2 And grace shall be with those that fear our Lord Jesus Christ: to whom be glory for ever and ever. Amen.


GOSPEL OF THOMAS

GREEK TEXT A

The older testimonies about this book have been given already. I now present the three principal forms of it, as given by Tischendorf: two Greek texts, A and B, and one Latin.

The few Greek manuscripts are all late. The earliest authorities are a much abbreviated Syriac[1] version of which the manuscript is of the sixth century, and a Latin palimpsest at Vienna of the fifth or sixth century, which has never been deciphered in full.

The Latin version translated here is found in more manuscripts than the Greek; none of them, I think, is earlier than the thirteenth century.

The stories of Thomas the Israelite, the Philosopher, concerning the works of the Childhood of the Lord.

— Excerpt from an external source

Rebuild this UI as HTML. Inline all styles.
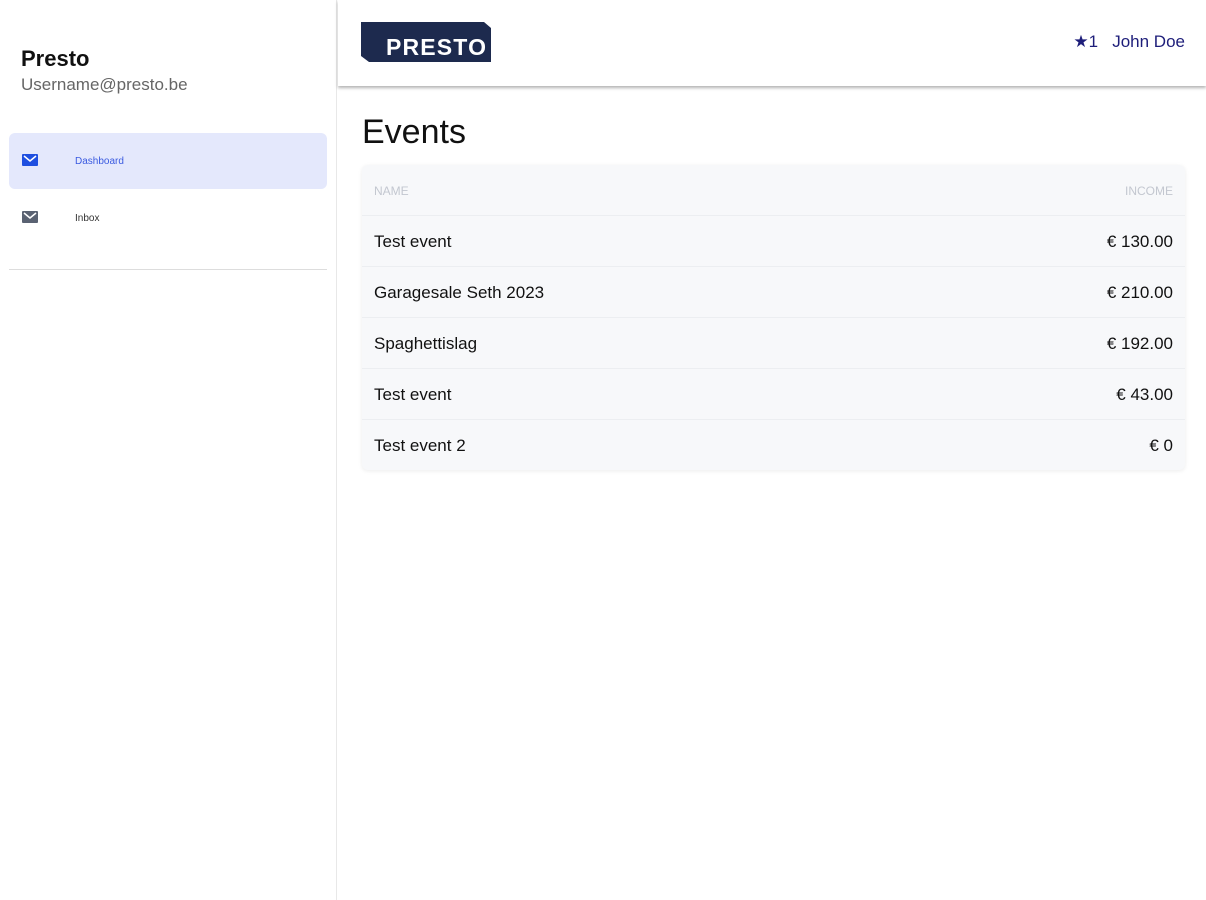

I. I, Thomas the Israelite, tell unto you, even all the brethren that are of the Gentiles, to make known unto you the works of the childhood of our Lord Jesus Christ and his mighty deeds, even all that he did when he was born in our land: whereof the beginning is thus:

II. 1 This little child Jesus when he was five years old was playing at the ford of a brook: and he gathered together the waters that flowed there into pools, and made them straightway clean, and commanded them by his word alone. 2 And having made soft clay, he fashioned thereof twelve sparrows. And it was the sabbath when he did these things (or made them). And there were also many other little children playing with him.

3 And a certain Jew when he saw what Jesus did, playing upon the sabbath day, departed straightway and told his father Joseph: Lo, thy child is at the brook, and he hath taken clay and fashioned twelve little birds, and hath polluted the sabbath day. 4 And Joseph came to the place and saw: and cried out to him, saying: Wherefore doest thou these things on the sabbath, which it is not lawful to do? But Jesus clapped his hands together and cried out to the sparrows and said to them: Go! and the sparrows took their flight and went away chirping. 5 And when the Jews saw it they were amazed, and departed and told their chief men that which they had seen Jesus do.

  1. Peeters is convinced that our Greek and Latin texts are all derived from Syriac.